Le statistiche dicono che circa il 25% delle persone che affrontano il tumore del polmone presentano segni di malnutrizione, con possibili impatti sulla prognosi stessa della patologia e sull’effetto dei trattamenti. Al tema è dedicata una ricerca condotta dagli esperti della Fondazione Policlinica Gemelli – Università Cattolica del Sacro Cuore di Roma, apparsa su Clinical Lung Cancer, che evidenzia l’importanza di un corretto approccio alla sarcopenia che può comparire ed anche al mantenimento di un microbiota eubiotico nelle strategie di trattamento.
“È importante indagare sempre la presenza di segni malnutrizione nei pazienti oncologici – sostiene Maria Cristina Mele, Responsabile UOSD di Nutrizione Avanzata in Oncologia, Fondazione Policlinico Universitario Agostino Gemelli IRCCS e Professore Aggregato di Scienze tecniche dietetiche applicate, Università Cattolica del Sacro Cuore, campus di Roma – per intervenire tempestivamente secondo le linee guida internazionali. La malnutrizione si può sviluppare perché il paziente mangia o assimila meno, per alterazioni metaboliche, ma anche per la tossicità indotta dalla chemioterapia, che determina perdita di massa muscolare e sindrome di infiammazione sistemica. È fondamentale che gli oncologi comprendano quali siano le conseguenze e l’impatto di un buono stato nutrizionale o di una malnutrizione sul trattamento oncologico perché un paziente malnutrito, a prescindere dalla terapia attuata, sopravvive di meno”. In questo senso, esiste un percorso che parte da qualche semplice domanda: “quanti chili ha perso negli ultimi 6 mesi? Quanto sta mangiando di meno rispetto al solito?” per poi passare ai veri propri questionari per lo screening nutrizionale. A questo punto si utilizzano gli esami già effettuati per la stadiazione oncologica per acquisire elementi ulteriori, ad esempio andando a calcolare la quantità di massa muscolare attiva del paziente e quindi influire sulla sarcopenia.

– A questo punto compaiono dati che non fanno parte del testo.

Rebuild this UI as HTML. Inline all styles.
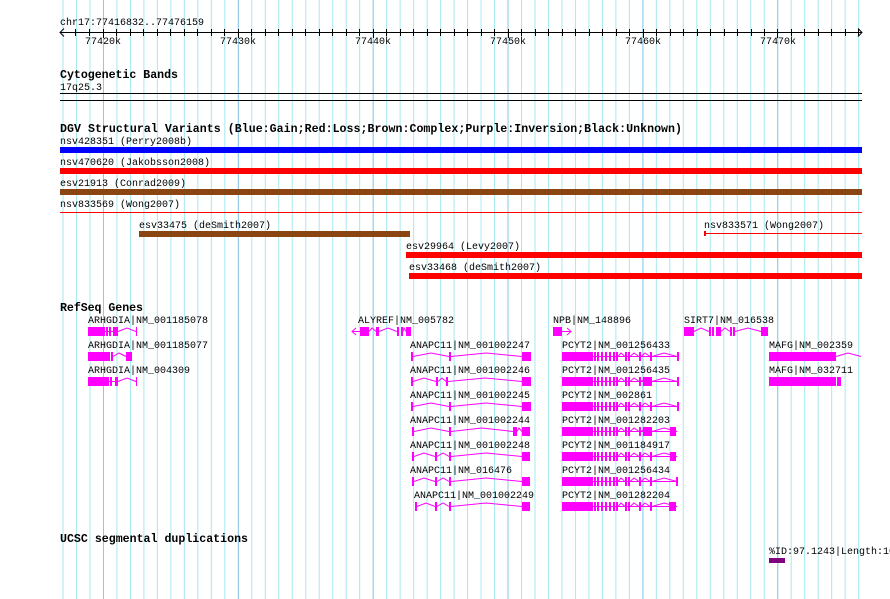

“Gli studi dimostrano – spiega la Mele – che se la massa muscolare è ridotta, il paziente rischia un percorso oncologico più complesso che si complicherà prima e renderà meno efficaci le terapie. Bisogna partire dal presupposto che ogni paziente oncologico, anche se non malnutrito di base, nel suo percorso di terapia lo diventerà. Il parametro più importante da valutare per prevedere la risposta all’intervento chirurgico e alle terapie oncologiche sistemiche è la riduzione della massa muscolare, che si correla con la sopravvivenza”.
Occorre prendere in esame, secondo gli esperti, l’aspetto nutrizionale prima dell’inizio della chemioterapia. “Il sistema immunitario – spiega la Mele – funziona bene se viene rifornito costantemente con nutrienti specifici; diversamente è come se mandassimo in battaglia un esercito senza garantirgli però cibo caldo, coperte e munizioni. Un soldato stanco non è in grado di usare neppure le armi più potenti. È quello che succede al sistema immunitario in carenza di quota energetica, proteine, aminoacidi, microelementi (zinco) e vitamine (soprattutto D, A, C e B), che gli permettono di produrre le armi in grado di distruggere tutti gli invasori, dai batteri, alle cellule in trasformazione. Nel caso di un paziente oncologico, per effettuare una buona immunonutrizione, sono da preferire i prodotti arricchiti di arginina, nucleotidi e omega-3, per la capacità di modulare la cascata proinfiammatoria”. Infine, anche il microbiota intestinale ha bisogno di certi nutrienti e costituenti del cibo per mantenere l’immunomodulazione. Il cibo quando il paziente non viene rialimentato precocemente per vie naturali dopo un intervento (troppo spesso dimentichiamo che siamo cibo che deve transitare per l’intestino) può presentare traslocazione batterica, perché l’intestino non nutrito diventa più permeabile ai batteri e questo facilita lo sviluppo di infezioni, quali le polmoniti da enterobatteri.
“Nutrire correttamente dunque significa anche modulare il microbiota e impedire che questa enorme massa di batteri ‘cattivi’ vada a raggiungere aree del corpo dove questi batteri possono dar luogo a gravi infezioni – conclude l’esperta”.